WASHINGTON - U.S. Rep. Ralph Abraham (R-La.) yesterday led U.S. House Science, Space, and Technology Committee Chairman Lamar Smith (R-Texas) in introducing the NIST Cybersecurity Framework, Assessment, and Auditing Act of 2017 (H.R. 1224).

Chairman Lamar Smith (R-Texas): “This legislation is vital to ensuring our citizens’ information is secure, and I thank Congressman Abraham for his leadership on federal cybersecurity. The aftermath of several recent data breaches, including those at OPM, IRS and FDIC, showed that our federal government is a top target for cyber-attacks. Because the government collects personally identifiable information on all Americans, it is of the utmost importance that our cybersecurity framework is as secure as possible.

“This commonsense legislation capitalizes on NIST’s unique position as a global leader in cybersecurity knowledge and readiness and takes a long stride in protecting U.S. cybersecurity capabilities. I look forward to working with our colleagues to getting this bill swiftly passed and sent to the president’s desk.”

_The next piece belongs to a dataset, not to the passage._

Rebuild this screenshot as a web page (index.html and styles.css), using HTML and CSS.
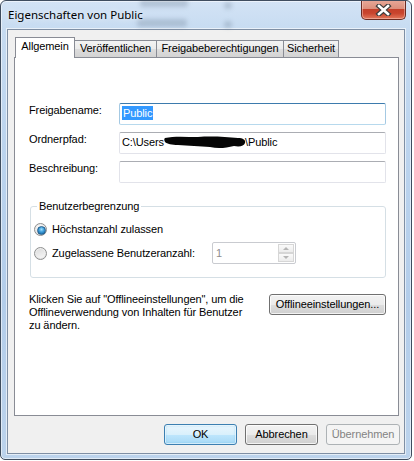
FILE: index.html
```html
<!DOCTYPE html>
<html lang="de">
<head>
<meta charset="utf-8">
<title>Eigenschaften von Public</title>
<link rel="stylesheet" href="styles.css">
</head>
<body>
<div class="window">
  <div class="titlebar">
    <span class="haze haze-a"></span>
    <span class="haze haze-b"></span>
    <span class="haze haze-c"></span>
    <span class="haze haze-d"></span>
    <span class="title">Eigenschaften von Public</span>
    <div class="close">
      <svg width="17" height="12" viewBox="0 0 17 12">
        <path d="M4 2 L13 10 M13 2 L4 10" stroke="#3d3d3d" stroke-width="5" stroke-linecap="square" fill="none"/>
        <path d="M4 2 L13 10 M13 2 L4 10" stroke="#ffffff" stroke-width="2.6" stroke-linecap="square" fill="none"/>
      </svg>
    </div>
  </div>
  <div class="client">
    <div class="tabs">
      <div class="tab tab-selected tab-w1">Allgemein</div>
      <div class="tab tab-w2">Veröffentlichen</div>
      <div class="tab tab-w3">Freigabeberechtigungen</div>
      <div class="tab tab-w4">Sicherheit</div>
    </div>
    <div class="panel">
      <div class="fields">
        <label class="field-label">Freigabename:</label>
        <div class="input input-focus"><span class="selected-text">Public</span></div>
        <label class="field-label">Ordnerpfad:</label>
        <div class="input">C:\Users<svg class="scribble" width="82" height="14" viewBox="0 0 82 14"><path d="M1 3 C10 1 22 2 34 2 C48 1 62 2 74 3 C79 3 82 5 81 8 C80 11 76 12 70 11 C62 13 54 14 46 12 C36 11 24 11 14 10 C8 10 3 9 1 7 C0 5 0 4 1 3 Z" fill="#050505"/></svg>\Public</div>
        <label class="field-label">Beschreibung:</label>
        <div class="input"></div>
      </div>
      <fieldset class="group">
        <legend class="group-title">Benutzerbegrenzung</legend>
        <div class="option">
          <span class="radio radio-checked"></span>
          <span class="option-label">Höchstanzahl zulassen</span>
        </div>
        <div class="option option-spin">
          <span class="radio"></span>
          <span class="option-label option-label-fixed">Zugelassene Benutzeranzahl:</span>
          <div class="spin">
            <span class="spin-value">1</span>
            <div class="spin-buttons">
              <span class="spin-btn spin-up"></span>
              <span class="spin-btn spin-down"></span>
            </div>
          </div>
        </div>
      </fieldset>
      <div class="offline">
        <p class="offline-text">Klicken Sie auf "Offlineeinstellungen", um die<br>Offlineverwendung von Inhalten für Benutzer<br>zu ändern.</p>
        <button class="btn btn-offline">Offlineeinstellungen...</button>
      </div>
    </div>
    <div class="actions">
      <button class="btn btn-default btn-w73">OK</button>
      <button class="btn btn-w73">Abbrechen</button>
      <button class="btn btn-disabled btn-w74" disabled>Übernehmen</button>
    </div>
  </div>
</div>
</body>
</html>
```

FILE: styles.css
```css
* { box-sizing: border-box; }

html, body {
  margin: 0;
  padding: 0;
  background: #ffffff;
}

body {
  font-family: "Liberation Sans", Arial, sans-serif;
  font-size: 11px;
  color: #000;
  letter-spacing: -0.1px;
}

.window {
  width: 412px;
  height: 460px;
  border: 1px solid #3f4d5f;
  border-radius: 6px 6px 5px 5px;
  background: linear-gradient(180deg, #d3e3f5 0px, #c6dbf1 30px, #bcd4ee 140px, #b3cdea 300px, #bcd3ec 460px);
  box-shadow: inset 0 0 0 1px rgba(255, 255, 255, 0.55);
  padding: 0 6px 5px 6px;
  display: flex;
  flex-direction: column;
  overflow: hidden;
}

.titlebar {
  height: 28px;
  flex: none;
  position: relative;
  display: flex;
  align-items: center;
  padding-left: 1px;
  padding-bottom: 1px;
}

.title {
  position: relative;
  font-family: "Noto Sans", "Open Sans", sans-serif;
  font-size: 11.5px;
  letter-spacing: 0;
  color: #000;
  text-shadow: 0 0 6px rgba(255, 255, 255, 0.9);
}

.haze {
  position: absolute;
  background: rgba(70, 85, 110, 0.22);
  filter: blur(2px);
  border-radius: 3px;
}
.haze-a { left: 133px; top: -2px; width: 48px; height: 8px; }
.haze-b { left: 130px; top: 18px; width: 50px; height: 8px; }
.haze-c { left: 217px; top: 1px; width: 8px; height: 7px; }
.haze-d { left: 217px; top: 20px; width: 8px; height: 7px; }

.close {
  position: absolute;
  top: -1px;
  right: -1px;
  width: 45px;
  height: 20px;
  border: 1px solid #6a2b22;
  border-top: none;
  border-radius: 0 0 5px 5px;
  background: linear-gradient(180deg, #e8a999 0%, #dc8f7c 45%, #c4402a 50%, #c9452e 70%, #e3785c 100%);
  box-shadow: inset 0 0 0 1px rgba(255, 220, 210, 0.45);
  display: flex;
  align-items: center;
  justify-content: center;
}

.client {
  flex: 1;
  border: 1px solid #7f8fa4;
  box-shadow: 0 0 0 1px rgba(255, 255, 255, 0.6);
  background: #f0f0f0;
  padding: 7px 5px 0 6px;
  display: flex;
  flex-direction: column;
}

.tabs {
  display: flex;
  align-items: flex-end;
  height: 20px;
  padding-left: 2px;
  flex: none;
}

.tab {
  height: 17px;
  margin-left: -1px;
  border: 1px solid #898c95;
  border-bottom: none;
  background: linear-gradient(180deg, #f3f3f3 0%, #ebebeb 50%, #dddddd 51%, #d3d3d3 100%);
  text-align: center;
  line-height: 15px;
  white-space: nowrap;
}

.tab-selected {
  position: relative;
  z-index: 1;
  height: 21px;
  margin-bottom: -1px;
  background: #ffffff;
  padding-top: 1px;
}

.tab-w1 { width: 60px; }
.tab-w2 { width: 83px; }
.tab-w3 { width: 128px; }
.tab-w4 { width: 56px; }

.panel {
  height: 359px;
  flex: none;
  border: 1px solid #898c95;
  background: #ffffff;
  padding: 45px 12px 0 14px;
}

.fields {
  display: grid;
  grid-template-columns: 90px 1fr;
  grid-auto-rows: 22px;
  row-gap: 7px;
}

.field-label {
  line-height: 13px;
  padding-top: 1px;
}

.input {
  height: 22px;
  border: 1px solid #e2e3ea;
  border-top-color: #abadb3;
  border-radius: 2px;
  padding: 0 2px;
  line-height: 19px;
  white-space: nowrap;
  background: #fff;
}

.input-focus {
  border-color: #b7d9ed;
  border-top-color: #3d7bad;
  border-left-color: #a4c9e3;
  border-right-color: #a4c9e3;
}

.selected-text {
  display: inline-block;
  background: #3399ff;
  color: #ffffff;
  line-height: 14px;
  padding: 0 1px;
}

.scribble {
  vertical-align: -3px;
  margin: 0 -1px 0 0;
}

.group {
  margin: 17px 0 0 1px;
  padding: 10px 0 13px 3px;
  border: 1px solid #d5dfe5;
  border-radius: 3px;
  min-width: 0;
}

.group-title {
  padding: 0 2px;
  margin-left: 3px;
  line-height: 13px;
}

.option {
  display: flex;
  align-items: center;
  height: 13px;
}

.option-spin {
  height: 22px;
  margin-top: 6px;
}

.option-label {
  margin-left: 5px;
  line-height: 13px;
  white-space: nowrap;
}

.option-label-fixed {
  width: 160px;
}

.radio {
  width: 13px;
  height: 13px;
  flex: none;
  border-radius: 50%;
  border: 1px solid #8e8f8f;
  background: radial-gradient(circle at 50% 40%, #ffffff 0%, #f0f0f0 45%, #d8d8d8 100%);
  position: relative;
}

.radio::after {
  content: "";
  position: absolute;
  left: 1px;
  top: 1px;
  width: 9px;
  height: 9px;
  border-radius: 50%;
  background: linear-gradient(160deg, #dcdcdc, #f7f7f7);
}

.radio-checked::after {
  left: 2px;
  top: 2px;
  width: 7px;
  height: 7px;
  border: 1px solid #265f8c;
  background: radial-gradient(circle at 50% 35%, #9fe0ff 0%, #3b9bd8 45%, #0e5a94 100%);
}

.spin {
  width: 84px;
  height: 22px;
  border: 1px solid #c9cbd0;
  border-radius: 2px;
  background: #ffffff;
  display: flex;
  justify-content: space-between;
  padding: 1px 1px 1px 3px;
}

.spin-value {
  color: #8d8d8d;
  line-height: 17px;
  padding-top: 1px;
}

.spin-buttons {
  width: 16px;
  display: flex;
  flex-direction: column;
  gap: 0;
}

.spin-btn {
  flex: 1;
  border: 1px solid #d6d6d6;
  background: linear-gradient(180deg, #fafafa, #ececec);
  display: flex;
  align-items: center;
  justify-content: center;
}

.spin-btn::after {
  content: "";
  width: 0;
  height: 0;
  border-left: 3px solid transparent;
  border-right: 3px solid transparent;
}

.spin-up::after { border-bottom: 3px solid #b5b5b5; }
.spin-down::after { border-top: 3px solid #b5b5b5; }

.offline {
  margin-top: 15px;
  display: flex;
  justify-content: space-between;
  align-items: flex-start;
}

.offline-text {
  margin: 0;
  line-height: 13px;
  white-space: nowrap;
}

.btn {
  font-family: "Liberation Sans", Arial, sans-serif;
  font-size: 11px;
  letter-spacing: -0.1px;
  color: #000;
  height: 21px;
  padding: 0;
  border: 1px solid #707070;
  border-radius: 3px;
  background: linear-gradient(180deg, #f2f2f2 0%, #ebebeb 50%, #dddddd 51%, #cfcfcf 100%);
  box-shadow: inset 0 0 0 1px rgba(255, 255, 255, 0.75);
  line-height: 17px;
  text-align: center;
  white-space: nowrap;
}

.btn-offline {
  width: 117px;
  margin-top: 1px;
}

.btn-default {
  border-color: #3c7fb1;
  background: linear-gradient(180deg, #eaf6fd 0%, #d9f0fc 50%, #bee6fd 51%, #a7d9f5 100%);
  box-shadow: inset 0 0 0 1px rgba(255, 255, 255, 0.6), inset 0 0 2px 1px rgba(80, 180, 235, 0.35);
}

.btn-disabled {
  border-color: #adb2b5;
  background: #f4f4f4;
  box-shadow: none;
  color: #838383;
}

.btn-w73 { width: 73px; }
.btn-w74 { width: 74px; }

.actions {
  display: flex;
  justify-content: flex-end;
  gap: 8px;
  margin-top: 8px;
  margin-right: -1px;
  flex: none;
}
```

Rep. Ralph Abraham (R-La.): “Current practices to protect our federal cybersecurity systems are insufficient.  This bill will help the federal government implement a consistent, user-friendly framework that each agency can tailor to meet its own unique cybersecurity needs, and it provides the National Institute of Standards and Technology the authority it needs to help ensure our federal agencies’ cybersecurity systems are up to standard.”


In response to a series of damaging cyber-attacks on federal agencies, H.R. 1224 takes steps to prompt federal agencies to follow NIST’s widely accepted cybersecurity protocols and technical standards, directs NIST to establish outcome-based metrics for testing the effectiveness of federal agencies’ cybersecurity, and requires NIST to report to Congress the results of an initial assessment and subsequent, regular audits of cybersecurity measures at the federal agencies most at risk of cyber-attacks. It advances that mission by providing guidance that federal agencies may use to incorporate NIST’s cybersecurity framework, and establishes a federal working group and public-private working group to help the public and private sector use the framework more effectively.

Earlier this month, the Research and Technology Subcommittee held a hearing titled “Strengthening U.S. Cybersecurity Capabilities.” During the 114th Congress, the Science Committee held several hearings related to oversight and policy aspects of federal cybersecurity issues, including the examination of data breaches at the Office of Personnel Management, the Internal Revenue Service and the Federal Deposit Insurance Corporation.